## begin Given entries
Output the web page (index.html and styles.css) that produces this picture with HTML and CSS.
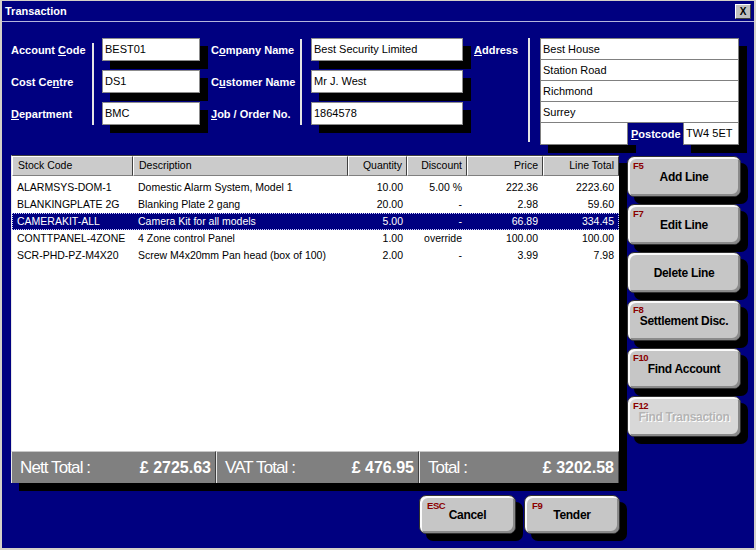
FILE: index.html
```html
<!DOCTYPE html>
<html>
<head>
<meta charset="utf-8">
<title>Transaction</title>
<link rel="stylesheet" href="styles.css">
</head>
<body>
<div class="window">
  <div class="titlebar">
    <span class="title">Transaction</span>
    <span class="close">X</span>
  </div>
  <div class="content">
    <div class="form">
      <div class="group g1">
        <div class="labels">
          <div class="lbl">Account <u>C</u>ode</div>
          <div class="lbl">Cost Ce<u>n</u>tre</div>
          <div class="lbl"><u>D</u>epartment</div>
        </div>
        <div class="sep"></div>
        <div class="fields">
          <div class="inp">BEST01</div>
          <div class="inp">DS1</div>
          <div class="inp">BMC</div>
        </div>
      </div>
      <div class="group g2">
        <div class="labels">
          <div class="lbl">C<u>o</u>mpany Name</div>
          <div class="lbl">C<u>u</u>stomer Name</div>
          <div class="lbl"><u>J</u>ob / Order No.</div>
        </div>
        <div class="sep"></div>
        <div class="fields">
          <div class="inp">Best Security Limited</div>
          <div class="inp">Mr J. West</div>
          <div class="inp">1864578</div>
        </div>
      </div>
      <div class="group g3">
        <div class="labels">
          <div class="lbl"><u>A</u>ddress</div>
        </div>
        <div class="sep"></div>
        <div class="addr">
          <div class="astack">
            <div class="aline">Best House</div>
            <div class="aline">Station Road</div>
            <div class="aline">Richmond</div>
            <div class="aline">Surrey</div>
          </div>
          <div class="arow">
            <div class="abox"></div>
            <div class="plbl"><u>P</u>ostcode</div>
            <div class="pbox">TW4 5ET</div>
          </div>
        </div>
      </div>
    </div>

    <div class="main">
      <div class="gridwrap">
        <div class="grid">
          <div class="ghead">
            <div class="hc">Stock Code</div>
            <div class="hc">Description</div>
            <div class="hc r">Quantity</div>
            <div class="hc r">Discount</div>
            <div class="hc r">Price</div>
            <div class="hc r">Line Total</div>
          </div>
          <div class="rows">
            <div class="row">
              <div class="c">ALARMSYS-DOM-1</div>
              <div class="c">Domestic Alarm System, Model 1</div>
              <div class="c r q">10.00</div>
              <div class="c r">5.00 %</div>
              <div class="c r">222.36</div>
              <div class="c r">2223.60</div>
            </div>
            <div class="row">
              <div class="c">BLANKINGPLATE 2G</div>
              <div class="c">Blanking Plate 2 gang</div>
              <div class="c r q">20.00</div>
              <div class="c r">-</div>
              <div class="c r">2.98</div>
              <div class="c r">59.60</div>
            </div>
            <div class="row sel">
              <div class="c">CAMERAKIT-ALL</div>
              <div class="c">Camera Kit for all models</div>
              <div class="c r q">5.00</div>
              <div class="c r">-</div>
              <div class="c r">66.89</div>
              <div class="c r">334.45</div>
            </div>
            <div class="row">
              <div class="c">CONTTPANEL-4ZONE</div>
              <div class="c">4 Zone control Panel</div>
              <div class="c r q">1.00</div>
              <div class="c r">override</div>
              <div class="c r">100.00</div>
              <div class="c r">100.00</div>
            </div>
            <div class="row">
              <div class="c">SCR-PHD-PZ-M4X20</div>
              <div class="c">Screw M4x20mm Pan head (box of 100)</div>
              <div class="c r q">2.00</div>
              <div class="c r">-</div>
              <div class="c r">3.99</div>
              <div class="c r">7.98</div>
            </div>
          </div>
        </div>
        <div class="totals">
          <div class="tcell"><span class="tl">Nett Total :</span><span class="tv">£ 2725.63</span></div>
          <div class="tcell"><span class="tl">VAT Total :</span><span class="tv">£ 476.95</span></div>
          <div class="tcell"><span class="tl">Total :</span><span class="tv">£ 3202.58</span></div>
        </div>
      </div>

      <div class="side">
        <div class="btn"><span class="fk">F5</span>Add Line</div>
        <div class="btn"><span class="fk">F7</span>Edit Line</div>
        <div class="btn">Delete Line</div>
        <div class="btn"><span class="fk">F8</span>Settlement Disc.</div>
        <div class="btn"><span class="fk">F10</span>Find Account</div>
        <div class="btn disabled"><span class="fk">F12</span>Find Transaction</div>
      </div>
    </div>

    <div class="bottom">
      <div class="btn bb cancel"><span class="fk">ESC</span>Cancel</div>
      <div class="btn bb tender"><span class="fk">F9</span>Tender</div>
    </div>
  </div>
</div>
</body>
</html>
```

FILE: styles.css
```css
* { box-sizing: border-box; margin: 0; padding: 0; }

html, body {
  width: 756px;
  height: 550px;
  overflow: hidden;
  background: #000080;
  font-family: "Liberation Sans", Arial, sans-serif;
}

.window {
  width: 756px;
  height: 550px;
  background: #000080;
  border-top: 1px solid #d4d0c8;
  border-left: 2px solid #d4d0c8;
  border-right: 2px solid #d4d0c8;
  border-bottom: 2px solid #d4d0c8;
}

.titlebar {
  height: 21px;
  display: flex;
  align-items: center;
  justify-content: space-between;
  padding: 0 3px 0 3px;
  border-bottom: 1px solid #b4b4dc;
  color: #fff;
  font-weight: bold;
  font-size: 11px;
}

.close {
  width: 16px;
  height: 15px;
  background: #c0c0c0;
  color: #000;
  font-size: 10px;
  font-weight: bold;
  text-align: center;
  line-height: 13px;
  border-top: 1px solid #fff;
  border-left: 1px solid #fff;
  border-right: 1px solid #404040;
  border-bottom: 1px solid #404040;
}

.content {
  padding: 16px 0 0 9px;
}

/* ---------- top form ---------- */
.form {
  display: flex;
  height: 107px;
}

.group { display: flex; }

.labels {
  display: flex;
  flex-direction: column;
  gap: 9px;
  padding-top: 1px;
}

.lbl {
  height: 23px;
  line-height: 23px;
  font-weight: bold;
  font-size: 11px;
  color: #fff;
  white-space: nowrap;
}

.sep {
  width: 2px;
  background: #e4e4e4;
}

.fields {
  display: flex;
  flex-direction: column;
  gap: 9px;
}

.inp {
  height: 23px;
  background: #fff;
  border: 1px solid #8c8c8c;
  font-size: 11px;
  line-height: 21px;
  padding-left: 2px;
  color: #000;
  box-shadow: 8px 8px 0 #000;
}

.g1 .labels { width: 81px; }
.g1 .sep { margin-top: 5px; height: 82px; }
.g1 .fields { margin-left: 8px; width: 98px; }

.g2 { margin-left: 11px; }
.g2 .labels { width: 89px; }
.g2 .sep { margin-top: 1px; height: 86px; }
.g2 .fields { margin-left: 9px; width: 152px; }

.g3 { margin-left: 11px; }
.g3 .labels { width: 54px; }
.g3 .sep { margin-top: 0; height: 104px; }

.addr {
  margin-left: 10px;
  width: 199px;
  display: flex;
  flex-direction: column;
}

.astack {
  border: 1px solid #808080;
  border-bottom: none;
  background: #fff;
  box-shadow: 8px 8px 0 #000;
}

.aline {
  height: 21px;
  border-bottom: 1px solid #808080;
  font-size: 11px;
  line-height: 20px;
  padding-left: 2px;
  color: #000;
}

.arow {
  display: flex;
  height: 22px;
}

.abox {
  width: 88px;
  background: #fff;
  border: 1px solid #808080;
  border-top: none;
  box-shadow: 8px 8px 0 #000;
}

.plbl {
  width: 55px;
  background: #000080;
  color: #fff;
  font-weight: bold;
  font-size: 11px;
  line-height: 22px;
  padding-left: 3px;
  position: relative;
}

.pbox {
  width: 56px;
  background: #fff;
  border: 1px solid #808080;
  border-top: none;
  font-size: 11px;
  line-height: 20px;
  padding-left: 2px;
  color: #000;
  box-shadow: 8px 8px 0 #000;
}

/* ---------- main ---------- */
.main {
  display: flex;
  margin-top: 10px;
}

.gridwrap {
  width: 608px;
  height: 328px;
  display: flex;
  flex-direction: column;
  box-shadow: 8px 8px 0 #000;
}

.grid {
  flex: 1;
  background: #fff;
  border-left: 1px solid #e8e8e8;
  border-top: 1px solid #404040;
}

.ghead, .row {
  display: grid;
  grid-template-columns: 121px 215px 59px 60px 76px 1fr;
}

.ghead {
  height: 20px;
}

.hc {
  background: #cbcbcb;
  border-top: 1px solid #fff;
  border-left: 1px solid #fff;
  border-right: 1px solid #404040;
  border-bottom: 1px solid #808080;
  font-size: 10.5px;
  line-height: 17px;
  padding: 0 4px 0 5px;
  color: #000;
  white-space: nowrap;
}

.r { text-align: right; }

.rows {
  padding-top: 3px;
}

.row {
  height: 17px;
  font-size: 10.5px;
  line-height: 17px;
  color: #000;
}

.c {
  padding: 0 5px;
  white-space: nowrap;
  overflow: hidden;
}

.c.q { padding-right: 4px; }

.row.sel {
  background: #000080;
  color: #fff;
  outline: 1px dotted #d0d0ff;
  outline-offset: -1px;
}

.totals {
  height: 32px;
  display: grid;
  grid-template-columns: 205px 203px 1fr;
  background: #808080;
}

.tcell {
  display: flex;
  align-items: center;
  justify-content: space-between;
  padding: 0 4px 0 8px;
  border-top: 1px solid #c8c8c8;
  border-left: 1px solid #e8e8e8;
  border-right: 1px solid #404040;
  color: #fff;
}

.tl {
  font-size: 17px;
  letter-spacing: -0.9px;
}

.tv {
  font-size: 16px;
  font-weight: bold;
}

/* ---------- buttons ---------- */
.side {
  display: flex;
  flex-direction: column;
  gap: 7px;
  margin-left: 8px;
  padding-top: 1px;
  width: 114px;
}

.btn {
  position: relative;
  height: 41px;
  background: #c6c6c6;
  border: 1px solid #303030;
  border-radius: 7px;
  box-shadow: inset 2px 2px 0 #fafafa, inset -2px -2px 0 #8a8a8a, 7px 7px 0 #000;
  display: flex;
  align-items: center;
  justify-content: center;
  font-weight: bold;
  font-size: 12px;
  letter-spacing: -0.3px;
  color: #000;
  white-space: nowrap;
}

.fk {
  position: absolute;
  top: 4px;
  left: 5px;
  font-size: 9.5px;
  font-weight: bold;
  color: #8b0000;
  letter-spacing: -0.4px;
  line-height: 10px;
}

.btn.disabled {
  background: #d8d8d8;
  color: #b4b4b4;
  text-shadow: 1px 1px 0 #fff;
}

.btn.disabled .fk { text-shadow: none; }

.bottom {
  display: flex;
  gap: 8px;
  margin-top: 12px;
  margin-left: 408px;
}

.btn.bb { height: 39px; }
.cancel { width: 97px; }
.tender { width: 96px; }
.bb .fk { top: 5px; left: 7px; }
```
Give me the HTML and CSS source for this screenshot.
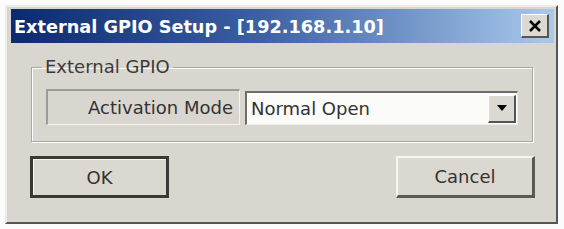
FILE: index.html
```html
<!DOCTYPE html>
<html>
<head>
<meta charset="utf-8">
<link rel="stylesheet" href="styles.css">
</head>
<body>
<div class="window">
  <div class="titlebar">
    <span class="title">External GPIO Setup - [192.168.1.10]</span>
    <span class="close">
      <svg width="14" height="12" viewBox="0 0 14 12"><path d="M2 1 L12 11 M12 1 L2 11" stroke="#000" stroke-width="2.6" fill="none"/></svg>
    </span>
  </div>
  <div class="content">
    <fieldset class="group">
      <legend class="legend">External GPIO</legend>
      <div class="row">
        <div class="label">Activation Mode</div>
        <div class="select">
          <span class="value">Normal Open</span>
          <span class="drop"><svg width="10" height="6" viewBox="0 0 10 6"><path d="M0 0 H10 L5 6 Z" fill="#000"/></svg></span>
        </div>
      </div>
    </fieldset>
    <div class="buttons">
      <div class="btn btn-default">OK</div>
      <div class="btn">Cancel</div>
    </div>
  </div>
</div>
</body>
</html>
```
FILE: styles.css
```css
html, body {
  margin: 0;
  padding: 0;
  background: #fbfbfb;
}
body {
  font-family: "DejaVu Sans", Tahoma, sans-serif;
}
.window {
  margin: 5px 0 0 5px;
  width: 553px;
  height: 219px;
  box-sizing: border-box;
  background: #d9d6d0;
  border-top: 2px solid #ecebe7;
  border-left: 2px solid #ecebe7;
  border-right: 2px solid #555;
  border-bottom: 2px solid #555;
  padding: 2px 2px 0 4px;
  display: flex;
  flex-direction: column;
}
.titlebar {
  height: 34px;
  flex: none;
  background: linear-gradient(to right, #0c2a6e 0%, #3a5fa2 45%, #a9c9ec 100%);
  display: flex;
  align-items: center;
  justify-content: space-between;
  padding: 0 5px 0 3px;
}
.title {
  color: #fff;
  font-weight: bold;
  font-size: 17.7px;
  padding-top: 1px;
}
.close {
  width: 28px;
  height: 24px;
  box-sizing: border-box;
  background: #dcd9d3;
  border-top: 1px solid #fff;
  border-left: 1px solid #fff;
  border-right: 2px solid #555;
  border-bottom: 2px solid #555;
  display: flex;
  align-items: center;
  justify-content: center;
}
.content {
  flex: 1;
  padding: 14px 19px 0 19px;
  display: flex;
  flex-direction: column;
}
.group {
  margin: 0 0 0 1px;
  width: 502px;
  box-sizing: border-box;
  padding: 12px 14px 16px 14px;
  border: 1px solid #a9a7a2;
  box-shadow: 1px 1px 0 #fff, inset 1px 1px 0 #fff;
}
.legend {
  padding: 0 3px;
  margin-left: -4px;
  font-size: 18px;
  color: #3a3a3a;
  line-height: 20px;
}
.row {
  display: flex;
  align-items: flex-end;
  gap: 5px;
}
.label {
  width: 194px;
  height: 36px;
  box-sizing: border-box;
  border-top: 2px solid #9d9b96;
  border-left: 2px solid #9d9b96;
  border-right: 1px solid #f4f3f0;
  border-bottom: 1px solid #f4f3f0;
  display: flex;
  align-items: center;
  justify-content: flex-end;
  padding-right: 6px;
  font-size: 18px;
  color: #333;
}
.select {
  width: 273px;
  height: 34px;
  box-sizing: border-box;
  background: #fbfbfa;
  border-top: 2px solid #6e6c68;
  border-left: 2px solid #6e6c68;
  border-right: 1px solid #eee;
  border-bottom: 1px solid #eee;
  display: flex;
  align-items: center;
  justify-content: space-between;
  padding: 0 1px 0 4px;
}
.value {
  font-size: 18px;
  color: #333;
}
.drop {
  width: 28px;
  height: 28px;
  box-sizing: border-box;
  background: #dcd9d3;
  border-top: 1px solid #fff;
  border-left: 1px solid #fff;
  border-right: 2px solid #555;
  border-bottom: 2px solid #555;
  display: flex;
  align-items: center;
  justify-content: center;
}
.buttons {
  display: flex;
  justify-content: space-between;
  margin-top: 14px;
}
.btn {
  width: 139px;
  height: 42px;
  box-sizing: border-box;
  background: #dbd8d2;
  border-top: 2px solid #f6f5f2;
  border-left: 2px solid #f6f5f2;
  border-right: 3px solid #5a5955;
  border-bottom: 3px solid #5a5955;
  display: flex;
  align-items: center;
  justify-content: center;
  font-size: 18px;
  color: #333;
}
.btn-default {
  border: 3px solid #3a3936;
  box-shadow: inset 1px 1px 0 #f6f5f2;
}
```
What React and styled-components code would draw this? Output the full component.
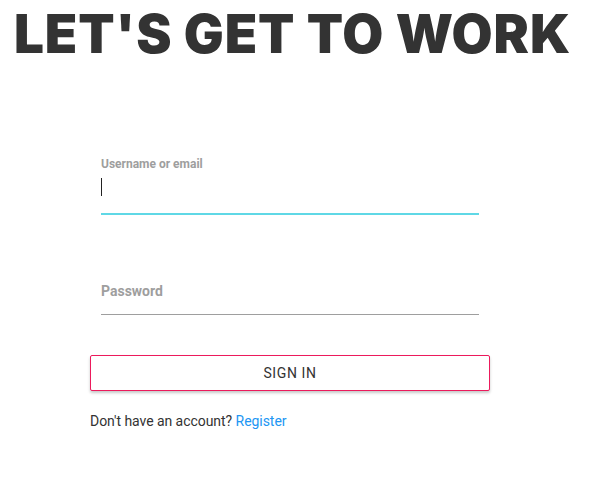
## end Given entries
Task goal - Copy out every line of the data that includes "this".

Task answer -
Output the web page (index.html and styles.css) that produces this picture with HTML and CSS.
Give me the HTML and CSS source for this screenshot.
What React and styled-components code would draw this? Output the full component.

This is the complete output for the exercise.